A global synthesis of the effect of water and nitrogen input on maize (Zea mays) yield, water productivity and nitrogen use efficiency

Abstract

Global maize (Zea mays) yields are limited by water and nutrient availability. Although water and nitrogen (N) have long been recognized for their beneficial effects (alone or interactively) on maize production, synthetic analysis on the effects of water and N inputs on maize yield, water productivity (WP, yield per unit water usage) and N use efficiency (NUE, yield per unit N applied) at a global scale is lacking.
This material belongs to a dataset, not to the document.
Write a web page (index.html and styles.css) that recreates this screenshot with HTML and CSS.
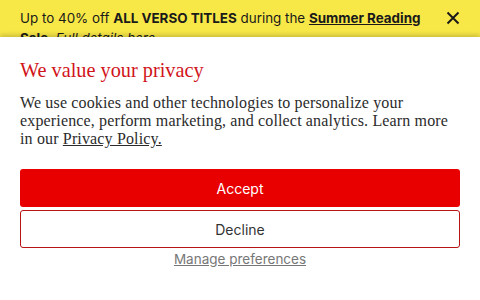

The objectives of this study were to quantify the effects of water and/or N inputs on both yield, WP and NUE, and water and N saving potential. Based on yield (n = 1406), WP (n = 1406), and NUE (n = 1131) observations from 83 studies conducted in 15 countries, the meta-analysis found that the optimal maize yield was achieved when maize planting density (number of plants per unit area) was 8.7 plants m−2. Generally speaking, maize yield, WP, and NUE were inversely correlated to mean annual temperature. The positive effect of inputting either water or N on all variables faded away when the optimal input levels were exceeded. The achieved yield, WP, and NUE were significantly lower than the attainable values by 27.9%, 27.9%, and 20.5%, respectively. The overall global mean water and N saving potential was 10 and 18%, respectively. Meanwhile, optimizing water or N input separately did not consistently enhance yield, WP, or NUE, while above-optimal water input increased yield and WP more than below-optimal water input by 3.4% and 3.3%, respectively. These results showed that current water and N management practices have created large gaps between the actual and attainable productivity and efficiency indices (e.g. yield, WUE, and NUE), and that simultaneous optimization of water and fertilizer N inputs is crucial for achieving maximum maize yield.